The quality of schooling in Aurukun has been called into question, with calls for an urgent review of an education model a federal MP has described as a failure.
The troubled indigenous community's only school has closed for at least six weeks after the last of 20 teachers were removed from the northern Queensland township on Thursday amid fears for their personal safety.
The evacuation, the second in two weeks, has raised questions about indigenous leader Noel Pearson's education model in Cape York.
Leichhardt MP Warren Entsch said education in Aurukun had to be reviewed as current arrangements were proving costly and unsuccessful.
"Personally, I think it's a failed model," Mr Entsch told AAP.
"While he (Mr Pearson) has some great ideas, they shouldn't be at the expense of the community."
Queensland Teachers Union president Kevin Bates said teachers had also raised concerns about the education model, particularly around the absence of local schooling for students in years 7 to 10.
Mr Pearson told ABC Radio on Thursday there had never been a high school in the community, describing what was previously offered as a "babysitting" facility that lured young people to return home from legitimate high schools in Brisbane and Townsville.
He also dismissed Mr Entsch's comments, saying they stemmed from a mutual dislike for one another.
The indigenous leader said the success of Aurukun's school had inspired dozens of other Australian facilities to adopt its direct instruction teaching method.
Queensland Premier Annastacia Palaszczuk held a crisis meeting on Wednesday where she ordered the closure of the school and evacuation of its teachers.
It followed a series of targeted attacks near the teachers' accommodation on Tuesday night involving a group of children, some as young as six.
School principal Scott Fatnowna was car-jacked and attacked for the second time in a fortnight just a few days earlier.

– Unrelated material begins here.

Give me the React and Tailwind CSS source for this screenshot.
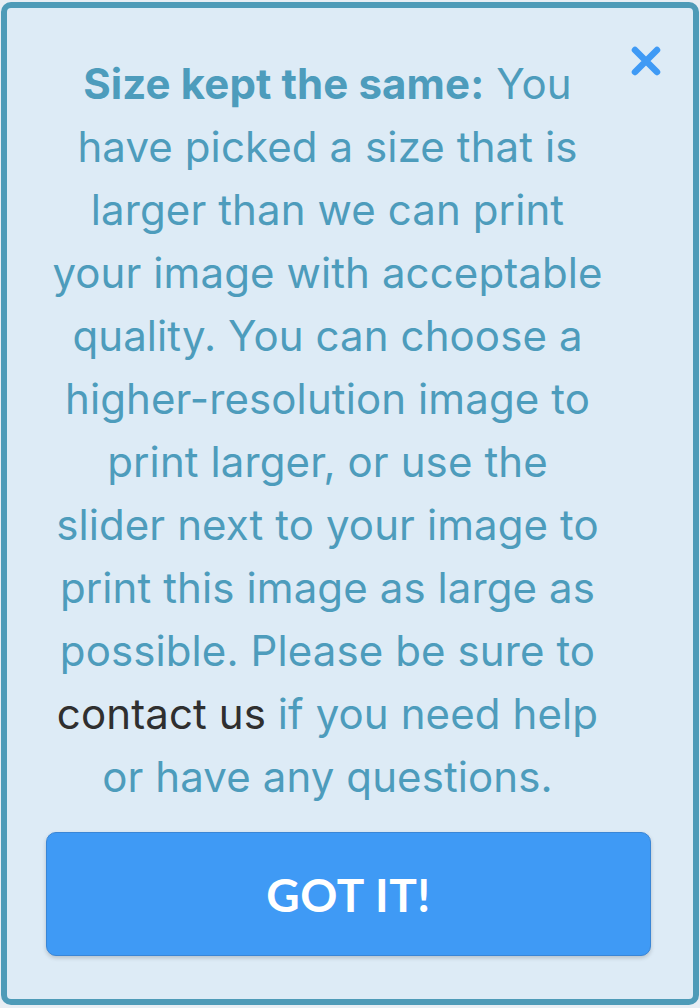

Queensland Police's Northern Region Assistant Commissioner Paul Taylor said on Thursday a 13-year-old boy had been charged over Tuesday's incidents, while several others had been arrested.

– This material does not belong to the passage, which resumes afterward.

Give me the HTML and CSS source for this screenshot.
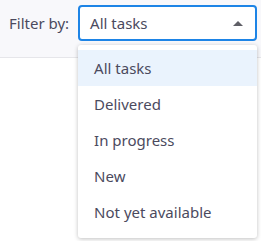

Despite the violence, Mr Pearson said the decision to close the school was "a knee-jerk reaction".
"I think other options ought to have been explored," he said.
Mr Pearson also took aim at the government over the accommodation offered to teachers in Aurukun.
"This is the Afghanistan of teaching, it is that hard," he said.
"The Aurukun facilities in particular are dilapidated and unfit for the teachers that live in them."
Ms Palaszczuk said an experienced principal and two teachers would travel to Aurukun on Monday to support students in the distance education program being run out of the community's PCYC.
The announcement came after Aurukun elders lashed out at the government's decision to close the school until July, accusing it of abandoning the school's 300-odd students.
"We have 10-15 teenagers controlling the government like puppeteers," the Wik Women's Group said in a statement.
The premier is planning an emergency visit to Aurukun on Friday.